On 7/20/05, Geoff Burling llywrch@agora.rdrop.com wrote:
In short, if you have to steal material for Wikipedia, don't steal like a plagiarist; steal like T.S. Eliot. And if you can't steal it, quote it & provide a source so we know who the words belong to.
As a poet (example below) I can appreciate this stealing of material. Robert Heinlein used to say much the same thing except he always added something about filing off the serial numbers.
My problem with this is that if we steal something and alter it enough to be unrecognisable, then how does this square with "No Original Research".
Now that poem. I stole this from an anecdote by a columnist in an Australian newspaper about being in a lift with Lionel Murphy.
Your task: to write the funniest poem you can, in any style, on the subject of mistaken identity.
Sunday Morning Coming Down and Letting Go =========================================
After service this morning we lingered, we three, The reverend Golightly, my dear wife and me. The sun streamed in as we talked at the door; The stained glass tinting the old wooden floor. I relaxed for a moment, and then with a sigh My breakfast beans blew quietly by.

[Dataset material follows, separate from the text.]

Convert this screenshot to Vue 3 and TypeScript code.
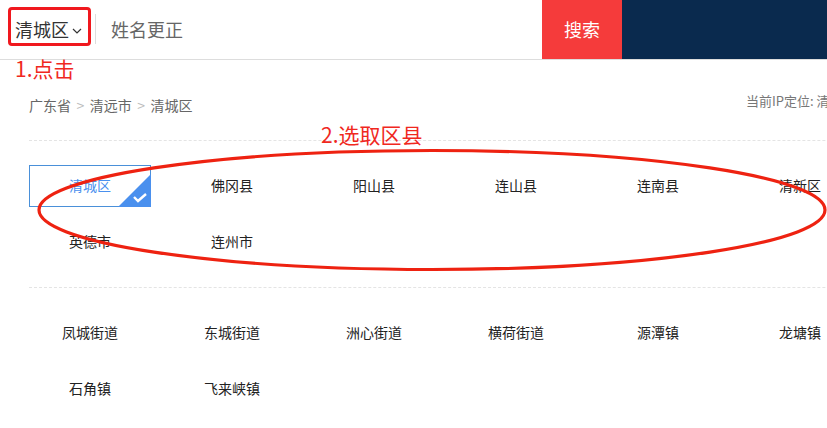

I thought I'd escaped, and I would have had if It hadn't been *quite* so much of a whiff. My wife stopped her chatter, sniffed and said "Pooh!" Then gazed at me sternly. "Was that awful smell you?" She gave me a Look and my heart gave a lurch, What, admit before God that I'd farted in church?
"Me, dear? Of course not!" I said without thinking. Holding my ground as they both stood there blinking. A moment of hush and the reverend mused "Oh it must have been me, then. Please do excuse!"